◆ STORED ROWS ◆

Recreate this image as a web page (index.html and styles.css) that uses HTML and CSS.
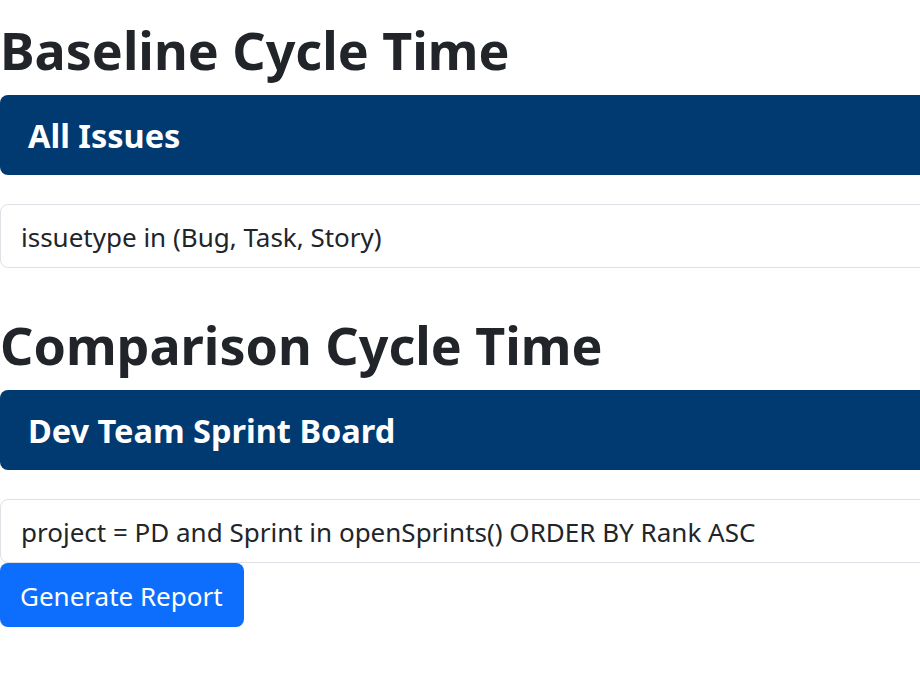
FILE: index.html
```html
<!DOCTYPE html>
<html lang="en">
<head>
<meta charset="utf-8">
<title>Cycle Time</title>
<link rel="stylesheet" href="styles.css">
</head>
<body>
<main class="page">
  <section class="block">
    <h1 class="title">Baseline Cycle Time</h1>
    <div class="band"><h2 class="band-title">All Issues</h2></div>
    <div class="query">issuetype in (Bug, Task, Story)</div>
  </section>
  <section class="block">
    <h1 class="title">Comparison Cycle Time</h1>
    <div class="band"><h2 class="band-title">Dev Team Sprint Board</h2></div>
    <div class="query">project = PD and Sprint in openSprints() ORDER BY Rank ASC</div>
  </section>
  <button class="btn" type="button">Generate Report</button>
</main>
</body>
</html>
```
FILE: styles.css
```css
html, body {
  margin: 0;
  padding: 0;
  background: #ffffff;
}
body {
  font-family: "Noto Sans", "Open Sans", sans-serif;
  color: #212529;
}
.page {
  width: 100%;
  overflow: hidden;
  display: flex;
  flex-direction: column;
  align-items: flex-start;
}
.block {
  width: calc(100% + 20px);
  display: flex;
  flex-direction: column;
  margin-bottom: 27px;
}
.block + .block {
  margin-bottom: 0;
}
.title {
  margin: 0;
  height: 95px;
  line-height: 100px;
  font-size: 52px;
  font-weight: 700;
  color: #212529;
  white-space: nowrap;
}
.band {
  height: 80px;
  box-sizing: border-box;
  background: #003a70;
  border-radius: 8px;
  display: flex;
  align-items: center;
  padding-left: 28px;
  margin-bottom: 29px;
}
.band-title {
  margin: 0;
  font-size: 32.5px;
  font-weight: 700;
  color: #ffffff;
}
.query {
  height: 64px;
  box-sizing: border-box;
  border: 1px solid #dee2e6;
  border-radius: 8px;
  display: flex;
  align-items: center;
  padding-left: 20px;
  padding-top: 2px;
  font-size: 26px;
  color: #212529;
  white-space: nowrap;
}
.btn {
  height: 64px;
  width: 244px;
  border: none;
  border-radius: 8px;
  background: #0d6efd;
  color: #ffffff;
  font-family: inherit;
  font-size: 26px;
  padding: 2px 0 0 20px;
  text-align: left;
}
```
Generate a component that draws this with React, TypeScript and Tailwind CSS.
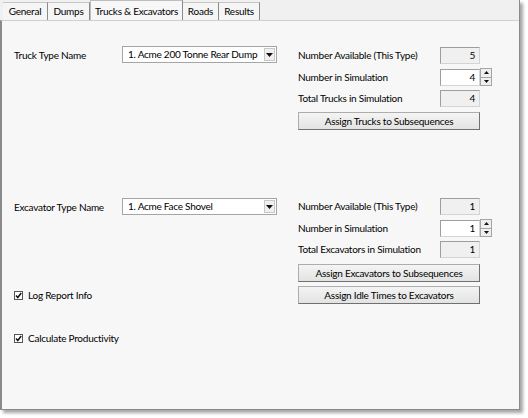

◆ SHORT TASK ◆
Retype the records exactly. Any image in them should not appear in what you write.

◆ RESULT OF THIS TASK ◆
Recreate this image as a web page (index.html and styles.css) that uses HTML and CSS.
FILE: index.html
```html
<!DOCTYPE html>
<html lang="en">
<head>
<meta charset="utf-8">
<title>Cycle Time</title>
<link rel="stylesheet" href="styles.css">
</head>
<body>
<main class="page">
  <section class="block">
    <h1 class="title">Baseline Cycle Time</h1>
    <div class="band"><h2 class="band-title">All Issues</h2></div>
    <div class="query">issuetype in (Bug, Task, Story)</div>
  </section>
  <section class="block">
    <h1 class="title">Comparison Cycle Time</h1>
    <div class="band"><h2 class="band-title">Dev Team Sprint Board</h2></div>
    <div class="query">project = PD and Sprint in openSprints() ORDER BY Rank ASC</div>
  </section>
  <button class="btn" type="button">Generate Report</button>
</main>
</body>
</html>
```
FILE: styles.css
```css
html, body {
  margin: 0;
  padding: 0;
  background: #ffffff;
}
body {
  font-family: "Noto Sans", "Open Sans", sans-serif;
  color: #212529;
}
.page {
  width: 100%;
  overflow: hidden;
  display: flex;
  flex-direction: column;
  align-items: flex-start;
}
.block {
  width: calc(100% + 20px);
  display: flex;
  flex-direction: column;
  margin-bottom: 27px;
}
.block + .block {
  margin-bottom: 0;
}
.title {
  margin: 0;
  height: 95px;
  line-height: 100px;
  font-size: 52px;
  font-weight: 700;
  color: #212529;
  white-space: nowrap;
}
.band {
  height: 80px;
  box-sizing: border-box;
  background: #003a70;
  border-radius: 8px;
  display: flex;
  align-items: center;
  padding-left: 28px;
  margin-bottom: 29px;
}
.band-title {
  margin: 0;
  font-size: 32.5px;
  font-weight: 700;
  color: #ffffff;
}
.query {
  height: 64px;
  box-sizing: border-box;
  border: 1px solid #dee2e6;
  border-radius: 8px;
  display: flex;
  align-items: center;
  padding-left: 20px;
  padding-top: 2px;
  font-size: 26px;
  color: #212529;
  white-space: nowrap;
}
.btn {
  height: 64px;
  width: 244px;
  border: none;
  border-radius: 8px;
  background: #0d6efd;
  color: #ffffff;
  font-family: inherit;
  font-size: 26px;
  padding: 2px 0 0 20px;
  text-align: left;
}
```
Generate a component that draws this with React, TypeScript and Tailwind CSS.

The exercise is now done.